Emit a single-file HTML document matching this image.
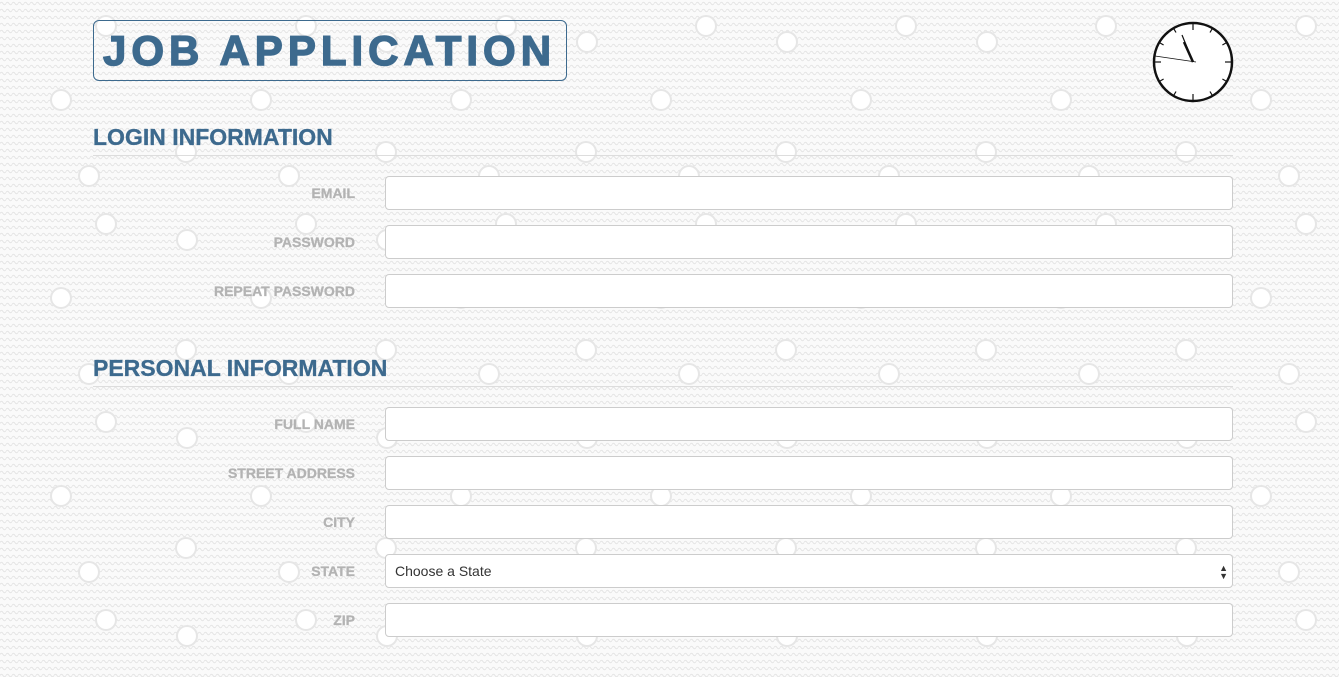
...
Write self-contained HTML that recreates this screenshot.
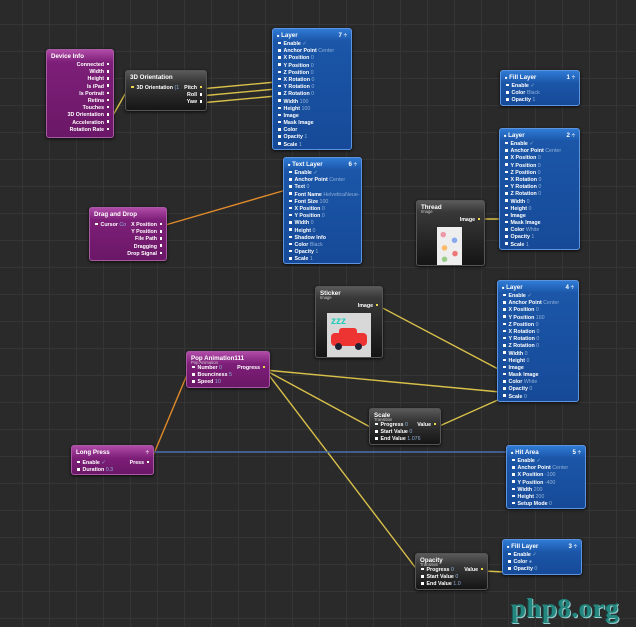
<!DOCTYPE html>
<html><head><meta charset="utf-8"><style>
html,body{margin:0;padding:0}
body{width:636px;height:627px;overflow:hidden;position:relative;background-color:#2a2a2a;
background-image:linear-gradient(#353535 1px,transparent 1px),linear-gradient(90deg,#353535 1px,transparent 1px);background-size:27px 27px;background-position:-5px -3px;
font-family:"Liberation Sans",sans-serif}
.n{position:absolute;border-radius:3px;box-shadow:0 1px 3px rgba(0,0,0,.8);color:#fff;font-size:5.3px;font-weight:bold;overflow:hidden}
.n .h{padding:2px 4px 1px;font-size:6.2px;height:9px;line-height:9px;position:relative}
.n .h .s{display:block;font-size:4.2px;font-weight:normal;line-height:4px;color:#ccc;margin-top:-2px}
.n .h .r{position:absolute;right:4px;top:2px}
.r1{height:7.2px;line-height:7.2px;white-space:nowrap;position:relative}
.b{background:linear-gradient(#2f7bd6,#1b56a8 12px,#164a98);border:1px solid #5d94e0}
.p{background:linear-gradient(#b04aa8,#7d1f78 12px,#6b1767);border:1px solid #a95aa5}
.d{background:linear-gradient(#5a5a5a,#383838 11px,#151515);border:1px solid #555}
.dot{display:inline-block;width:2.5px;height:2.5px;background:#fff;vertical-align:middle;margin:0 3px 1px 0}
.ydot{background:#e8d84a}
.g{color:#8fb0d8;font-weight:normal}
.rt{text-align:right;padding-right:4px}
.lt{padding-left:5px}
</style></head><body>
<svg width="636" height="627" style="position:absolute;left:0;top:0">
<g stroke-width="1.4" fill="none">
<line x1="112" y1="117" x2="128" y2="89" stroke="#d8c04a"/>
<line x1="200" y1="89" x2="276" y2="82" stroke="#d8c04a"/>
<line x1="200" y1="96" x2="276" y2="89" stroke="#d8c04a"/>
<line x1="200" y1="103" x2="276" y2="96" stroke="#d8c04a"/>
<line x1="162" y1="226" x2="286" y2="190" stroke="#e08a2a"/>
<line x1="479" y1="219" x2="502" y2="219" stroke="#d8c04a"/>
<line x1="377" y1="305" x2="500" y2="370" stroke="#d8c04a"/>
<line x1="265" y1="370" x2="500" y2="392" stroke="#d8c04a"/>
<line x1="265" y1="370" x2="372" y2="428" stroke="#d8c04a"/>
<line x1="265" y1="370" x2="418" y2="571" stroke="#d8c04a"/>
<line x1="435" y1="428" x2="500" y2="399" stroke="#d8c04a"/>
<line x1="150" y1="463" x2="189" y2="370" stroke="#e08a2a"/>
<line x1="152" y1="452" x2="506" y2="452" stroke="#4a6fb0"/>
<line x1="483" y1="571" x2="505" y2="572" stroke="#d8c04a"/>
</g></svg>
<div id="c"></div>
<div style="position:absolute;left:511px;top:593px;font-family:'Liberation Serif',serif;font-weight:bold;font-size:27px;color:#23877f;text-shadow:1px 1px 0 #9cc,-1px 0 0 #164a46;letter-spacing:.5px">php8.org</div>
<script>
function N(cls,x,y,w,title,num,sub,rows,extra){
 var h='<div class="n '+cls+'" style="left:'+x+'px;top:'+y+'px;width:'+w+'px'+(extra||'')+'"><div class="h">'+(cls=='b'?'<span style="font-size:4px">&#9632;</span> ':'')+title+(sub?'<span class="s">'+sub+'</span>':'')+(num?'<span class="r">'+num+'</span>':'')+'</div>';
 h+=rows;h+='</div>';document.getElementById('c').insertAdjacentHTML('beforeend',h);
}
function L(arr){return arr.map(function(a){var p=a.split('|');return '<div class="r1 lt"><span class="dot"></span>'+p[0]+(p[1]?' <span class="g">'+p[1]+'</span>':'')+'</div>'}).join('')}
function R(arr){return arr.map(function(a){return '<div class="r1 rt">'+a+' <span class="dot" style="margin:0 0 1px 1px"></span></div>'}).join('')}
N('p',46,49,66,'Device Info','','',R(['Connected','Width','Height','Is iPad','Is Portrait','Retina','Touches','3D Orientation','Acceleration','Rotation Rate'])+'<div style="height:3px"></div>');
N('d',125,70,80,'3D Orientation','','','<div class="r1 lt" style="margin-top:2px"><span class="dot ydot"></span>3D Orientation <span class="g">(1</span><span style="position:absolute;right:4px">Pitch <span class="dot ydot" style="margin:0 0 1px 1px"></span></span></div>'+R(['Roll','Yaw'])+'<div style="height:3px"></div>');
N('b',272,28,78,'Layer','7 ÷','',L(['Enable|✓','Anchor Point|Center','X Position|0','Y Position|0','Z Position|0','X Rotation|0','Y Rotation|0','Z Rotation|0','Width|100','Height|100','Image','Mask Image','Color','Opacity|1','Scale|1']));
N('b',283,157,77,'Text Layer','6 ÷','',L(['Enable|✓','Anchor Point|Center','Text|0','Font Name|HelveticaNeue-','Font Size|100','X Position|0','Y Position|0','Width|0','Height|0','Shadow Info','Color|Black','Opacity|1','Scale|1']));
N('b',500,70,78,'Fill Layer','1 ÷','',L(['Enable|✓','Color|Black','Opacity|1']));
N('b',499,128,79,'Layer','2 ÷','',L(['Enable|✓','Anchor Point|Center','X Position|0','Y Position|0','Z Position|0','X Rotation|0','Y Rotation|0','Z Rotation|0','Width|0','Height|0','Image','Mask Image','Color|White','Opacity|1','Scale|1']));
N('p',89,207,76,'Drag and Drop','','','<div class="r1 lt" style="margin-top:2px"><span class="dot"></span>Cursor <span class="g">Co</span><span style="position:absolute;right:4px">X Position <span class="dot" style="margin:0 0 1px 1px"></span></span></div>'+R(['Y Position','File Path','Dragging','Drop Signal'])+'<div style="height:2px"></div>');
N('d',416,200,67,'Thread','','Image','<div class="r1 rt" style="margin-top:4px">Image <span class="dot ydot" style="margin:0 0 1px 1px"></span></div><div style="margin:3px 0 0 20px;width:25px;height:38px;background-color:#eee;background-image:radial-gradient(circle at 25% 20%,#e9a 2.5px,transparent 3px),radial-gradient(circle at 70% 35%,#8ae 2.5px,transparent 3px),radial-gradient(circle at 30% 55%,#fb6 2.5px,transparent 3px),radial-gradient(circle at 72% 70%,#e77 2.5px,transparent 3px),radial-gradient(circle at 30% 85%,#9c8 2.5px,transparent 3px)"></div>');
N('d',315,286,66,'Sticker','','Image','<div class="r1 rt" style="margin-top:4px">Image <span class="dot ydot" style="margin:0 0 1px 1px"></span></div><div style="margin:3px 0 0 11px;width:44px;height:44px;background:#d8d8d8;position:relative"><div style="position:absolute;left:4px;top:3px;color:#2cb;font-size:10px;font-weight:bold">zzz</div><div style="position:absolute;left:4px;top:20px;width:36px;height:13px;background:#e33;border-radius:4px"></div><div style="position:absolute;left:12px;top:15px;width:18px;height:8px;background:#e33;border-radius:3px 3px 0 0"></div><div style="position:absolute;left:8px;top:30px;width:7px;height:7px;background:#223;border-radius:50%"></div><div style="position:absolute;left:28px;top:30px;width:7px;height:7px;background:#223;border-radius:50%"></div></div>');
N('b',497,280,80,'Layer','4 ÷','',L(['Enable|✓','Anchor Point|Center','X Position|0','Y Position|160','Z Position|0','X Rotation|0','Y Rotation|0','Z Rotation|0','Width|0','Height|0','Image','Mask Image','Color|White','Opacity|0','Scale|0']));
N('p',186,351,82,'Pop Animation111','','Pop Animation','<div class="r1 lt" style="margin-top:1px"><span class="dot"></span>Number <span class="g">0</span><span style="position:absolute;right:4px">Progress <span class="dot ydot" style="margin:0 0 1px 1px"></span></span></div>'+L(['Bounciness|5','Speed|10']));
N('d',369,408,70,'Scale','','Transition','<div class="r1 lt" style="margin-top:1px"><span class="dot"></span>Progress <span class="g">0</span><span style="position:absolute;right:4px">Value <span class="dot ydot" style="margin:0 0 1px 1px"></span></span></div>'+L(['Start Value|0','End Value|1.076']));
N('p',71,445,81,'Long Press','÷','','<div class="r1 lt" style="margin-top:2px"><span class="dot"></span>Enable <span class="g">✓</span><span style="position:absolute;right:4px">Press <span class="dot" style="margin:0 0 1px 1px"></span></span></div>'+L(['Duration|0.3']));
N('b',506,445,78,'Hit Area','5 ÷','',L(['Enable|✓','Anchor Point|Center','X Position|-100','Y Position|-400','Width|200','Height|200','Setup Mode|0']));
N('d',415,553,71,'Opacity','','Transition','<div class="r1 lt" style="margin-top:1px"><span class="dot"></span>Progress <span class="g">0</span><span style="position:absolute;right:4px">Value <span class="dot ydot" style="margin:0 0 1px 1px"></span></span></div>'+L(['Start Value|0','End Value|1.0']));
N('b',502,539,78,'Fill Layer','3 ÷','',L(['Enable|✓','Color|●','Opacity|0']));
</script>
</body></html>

WORK TO DO: Gather each line in these records that contains the string "this".

FINAL RESULT:
Emit a single-file HTML document matching this image.
Write self-contained HTML that recreates this screenshot.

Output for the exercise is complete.